Dans les pages les plus profondes de son livre, Laborie, qui nous invite à « ne pas traiter des choses telles que nous savons qu’elles furent, mais, pour les comprendre, [à] essayer de les regarder avec les yeux qui ont d’abord servi à les voir », montre que la France des années d’Occupation fut moins celle de la complicité passive, comme le prétend la vulgate, que celle du « non-consentement ».

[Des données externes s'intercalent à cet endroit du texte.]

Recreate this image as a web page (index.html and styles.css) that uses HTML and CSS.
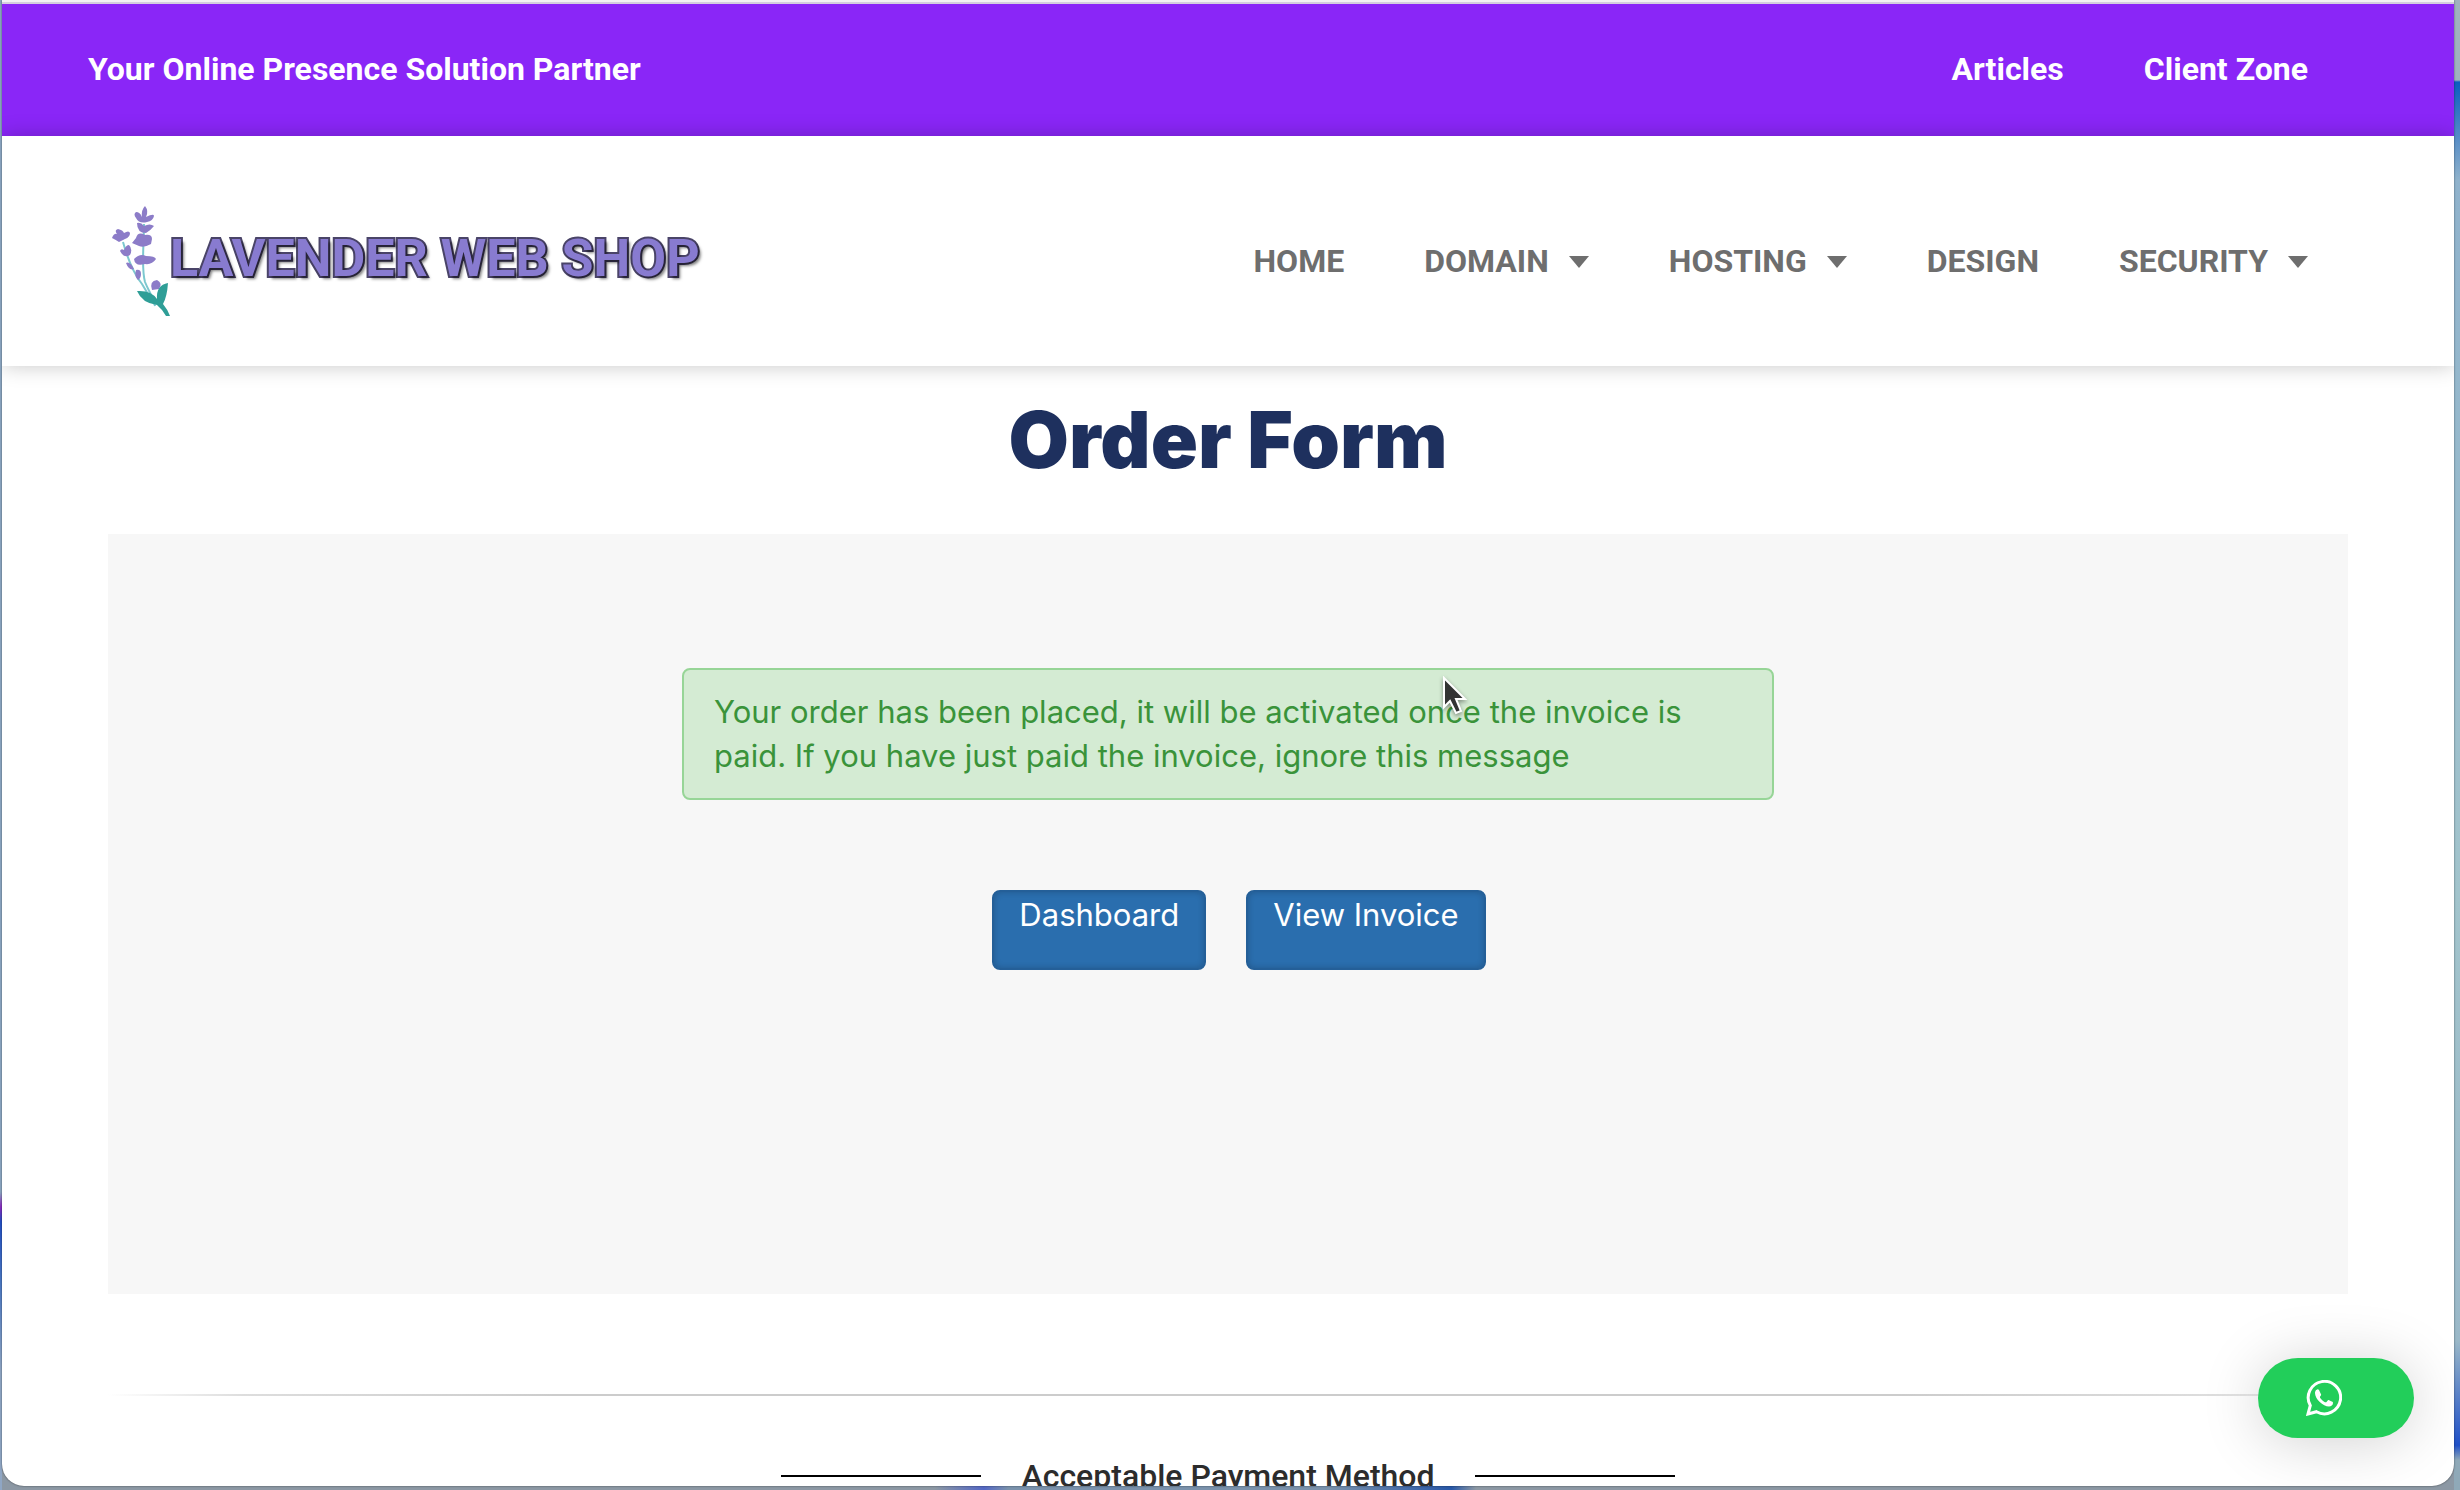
FILE: index.html
```html
<!DOCTYPE html>
<html lang="en">
<head>
    <meta charset="UTF-8">
    <meta name="viewport" content="width=device-width, initial-scale=1.0">
    <title>Order Form - Lavender Web Shop</title>
    <link rel="stylesheet" href="styles.css">
</head>
<body>
    <div class="window">
        <div class="top-bar">
            <div class="container top-inner">
                <p class="tagline">Your Online Presence Solution Partner</p>
                <nav class="menu">
                    <a href="#">Articles</a>
                    <a href="#">Client Zone</a>
                </nav>
            </div>
        </div>

        <header class="site-header">
            <div class="container header-inner">
                <a class="logo" href="#">
                    <svg class="logo-flower" viewBox="0 0 58 110" aria-hidden="true">
                        <g fill="none" stroke="#7cc8cf" stroke-width="2">
                            <path d="M32 18C32 40 29 62 33 76C37 86 41 90 43 100"/>
                            <path d="M11 36C16 54 22 68 30 78L42 98"/>
                        </g>
                        <g fill="#8c7cc8">
                            <path d="M33 0q4 5 1 11q8-4 8-1q-1 5-7 6q-8 2-11-4q-3-4 0-6q4 0 6 5q-1-7 3-11z"/>
                            <path d="M25 17q4-1 7 3q6-3 10 0q-3 4-8 7q-9 0-9-10z"/>
                            <path d="M20 37l4-5q2-7 9-3q7-1 7 4l-1 5q-7 4-12 2z"/>
                            <path d="M22 53q6-6 12-3q9 0 10 3q-4 6-11 5q-10 3-11-5z"/>
                            <path d="M0 32q2-5 5-4q-3-4 1-5q5 1 6 4q5-3 6 0q0 4-5 6l-6 3q-3-2-7-4z"/>
                            <path d="M8 45q1-3 4-1q2-5 5-5q4 4 1 10q-6 4-10-4z"/>
                            <path d="M14 57q4-2 8 6q-5 2-8-6zM24 64q5-1 5 4q0 4-3 6q-4-4-2-10zM40 84q-3-9 5-10q6 3 2 9z"/>
                        </g>
                        <path fill="#2f9e97" d="M25 85q14-1 20 8q-1-14 11-16q-1 14-5 21q5 6 7 12h-4q-4-7-9-11q-15-2-20-14z"/>
                    </svg>
                    <span class="logo-text">LAVENDER WEB SHOP</span>
                </a>
                <nav class="menu main-menu">
                    <a href="#">HOME</a>
                    <a href="#">DOMAIN <span class="caret"></span></a>
                    <a href="#">HOSTING <span class="caret"></span></a>
                    <a href="#">DESIGN</a>
                    <a href="#">SECURITY <span class="caret"></span></a>
                </nav>
            </div>
        </header>

        <main class="content">
            <h1>Order Form</h1>
            <section class="panel">
                <div class="alert">Your order has been placed, it will be activated once the invoice is paid. If you have just paid the invoice, ignore this message</div>
                <div class="actions">
                    <button class="btn" type="button">Dashboard</button>
                    <button class="btn" type="button">View Invoice</button>
                </div>
            </section>
            <hr class="fade-line">
            <h2 class="divider">Acceptable Payment Method</h2>
        </main>

        <button class="whatsapp" type="button" aria-label="WhatsApp">
            <svg viewBox="0 0 36 36" aria-hidden="true">
                <path fill="none" stroke="#fff" stroke-width="3" d="M2 34l2.300-8.500a16.200 16.200 0 1 1 6.200 6.200z"/>
                <path fill="#fff" d="M13 10c-.5-.7-1-.7-1.800-.6-1.500.4-2.200 2-2.200 3.600 0 6 8 13.500 14 13.500 2.200 0 4-1.500 4-3.600 0-.7-.2-.9-4.300-2.800-.8-.3-1.800 1.700-2.500 2.200-1.700.5-6.200-3.800-6.300-5.300.4-.9 1.500-1.600 1.200-2.400z"/>
            </svg>
        </button>
    </div>

    <!-- mouse pointer -->
    <svg class="pointer" viewBox="0 0 26 40" aria-hidden="true">
        <path fill="#333" stroke="#fff" stroke-width="2" d="M2 2v29l6-6 6 12 5-2-5-12h9z"/>
    </svg>
</body>
</html>
```

FILE: styles.css
```css
:root {
    --purple: #8a26f7;
    --navy: #1e305e;
    --grey-text: #6e6e6e;
    --green: #22ce5a;
    --blue: #2a6eae;
}

* {
    margin: 0;
    padding: 0;
    box-sizing: border-box;
}

body {
    height: 100vh;
    padding: 0 6px 4px 2px;
    overflow: hidden;
    font-family: Roboto, 'Liberation Sans', sans-serif;
    font-size: 32px;
    line-height: 44px;
    /* desktop wallpaper showing round the window */
    background:
        linear-gradient(#8ba6c2 0 80%, #8a2bc0 81%, #2450c4 82%, #4a78c4 86%, #8fa6c4 92%) left / 2px 100% no-repeat,
        linear-gradient(#9fb2bf 0 80px, #0b5cc0 82px, #8fb2cc 180px, #a2c4cc 60%, #9ab8c8 90%, #1f50c8 97%, #8fa9b8 98%) right / 6px 100% no-repeat,
        linear-gradient(90deg, #8c98a4 0 38%, #5468c4 40%, #7a92ac 41% 54%, #2858a8 59%, #8c98a4 60%);
}

a {
    color: inherit;
    text-decoration: none;
}

.window {
    position: relative;
    height: 100%;
    overflow: hidden;
    background: #fff;
    border-top: 2px solid #f2f2f2;
    border-radius: 0 0 22px 22px;
    box-shadow: 0 0 2px rgba(0, 0, 0, 0.6);
}

.container {
    max-width: 2280px;
    margin: 0 auto;
    display: flex;
    align-items: center;
    justify-content: space-between;
}

.top-bar {
    background: var(--purple);
    border-top: 2px solid #d4cede;
    color: #fff;
    font-weight: 700;
}

.top-inner {
    height: 132px;
    padding: 0 60px 2px 0;
}

.menu {
    display: flex;
    gap: 80px;
}

.menu a {
    display: flex;
    align-items: center;
    gap: 20px;
}

.site-header {
    position: relative;
    background: #fff;
    box-shadow: 0 0 20px rgba(0, 0, 0, 0.22);
}

.header-inner {
    height: 230px;
    padding: 20px 60px 0 24px;
}

.main-menu {
    color: var(--grey-text);
    font-weight: 700;
}

.caret {
    margin-top: 2px;
    border: 10px solid transparent;
    border-top: 12px solid currentColor;
    border-bottom: 0;
}

.logo {
    display: flex;
    align-items: center;
}

.logo-flower {
    width: 58px;
    height: 110px;
}

.logo-text {
    padding-bottom: 4px;
    font-size: 52px;
    font-weight: 700;
    color: #887bd0;
    -webkit-text-stroke: 4px #4a4468;
    paint-order: stroke fill;
    text-shadow: 3px 3px 3px rgba(0, 0, 0, 0.5);
}

.content {
    max-width: 2240px;
    margin: 0 auto;
}

h1 {
    padding: 34px 0 54px;
    font-family: Inter, 'Open Sans', sans-serif;
    font-size: 78px;
    line-height: 80px;
    font-weight: 900;
    text-align: center;
    color: var(--navy);
}

.panel {
    min-height: 760px;
    padding: 134px 0;
    background: #f7f7f7;
    font-family: Inter, 'Liberation Sans', sans-serif;
    font-size: 31px;
}

.alert {
    max-width: 1092px;
    margin: 0 auto;
    padding: 20px 30px;
    border: 2px solid #97d597;
    border-radius: 8px;
    background: #d4ebd3;
    color: #3a933a;
}

.actions {
    display: flex;
    justify-content: center;
    gap: 40px;
    margin: 90px 0 0 22px;
}

.btn {
    height: 80px;
    padding: 0 25px 30px;
    border: 2px solid #245f98;
    border-radius: 8px;
    background: var(--blue);
    box-shadow: inset 0 0 6px rgba(0, 0, 0, 0.2);
    color: #fff;
    font: inherit;
}

.fade-line {
    height: 2px;
    margin: 100px 0 58px;
    border: 0;
    background: linear-gradient(90deg, transparent, #ddd 6%, #ccc 20% 80%, #ddd 94%, transparent);
}

.divider {
    display: flex;
    align-items: center;
    justify-content: center;
    gap: 40px;
    font-size: 32px;
    font-weight: 500;
    color: #2c2c2c;
}

.divider::before,
.divider::after {
    content: "";
    width: 200px;
    height: 2px;
    background: #000;
}

.whatsapp {
    position: absolute;
    right: 40px;
    bottom: 48px;
    width: 156px;
    height: 80px;
    padding-left: 48px;
    border: 0;
    border-radius: 40px;
    background: var(--green);
    box-shadow: 0 4px 60px rgba(0, 0, 0, 0.18);
    text-align: left;
}

.whatsapp svg {
    display: block;
    width: 36px;
    height: 36px;
}

.pointer {
    position: absolute;
    left: 1442px;
    top: 676px;
    width: 26px;
    height: 40px;
    filter: drop-shadow(0 2px 2px rgba(0, 0, 0, 0.4));
}
```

La défaite, c’est vrai, a stupéfié les Français et les a laissés sans repères. Au début, ils ont pu croire que Pétain, en cessant le combat avec l’Allemagne, incarnait une sorte de moindre mal, en attendant mieux. À l’été 1942, toutefois, l’idée d’un Pétain collaborateur zélé des Allemands s’impose, et une majorité de Français, sans devenir des résistants actifs pour autant, lui retirent leur appui.
Laborie rappelle des mouvements de grève, des manifestations de femmes, des « chaînes de complicités modestes » avec les résistants et les opposants : aide aux prisonniers évadés, sauvetages d’enfants juifs, etc. Il y eut des silences, explique-t-il, qui n’exprimaient pas la lâcheté, mais des « résistances ordinaires et humbles ».
Appel à l’humilité de l’historien dont la mission est d’essayer de comprendre, et non de juger, une période trouble, caractérisée par « un rapport de force totalement disproportionné », ce grand livre d’histoire, magnifiquement écrit, rétablit, d’une certaine façon, l’honneur de la France, mais nous invite surtout à ne pas prendre un venin anachronique pour de la lucidité.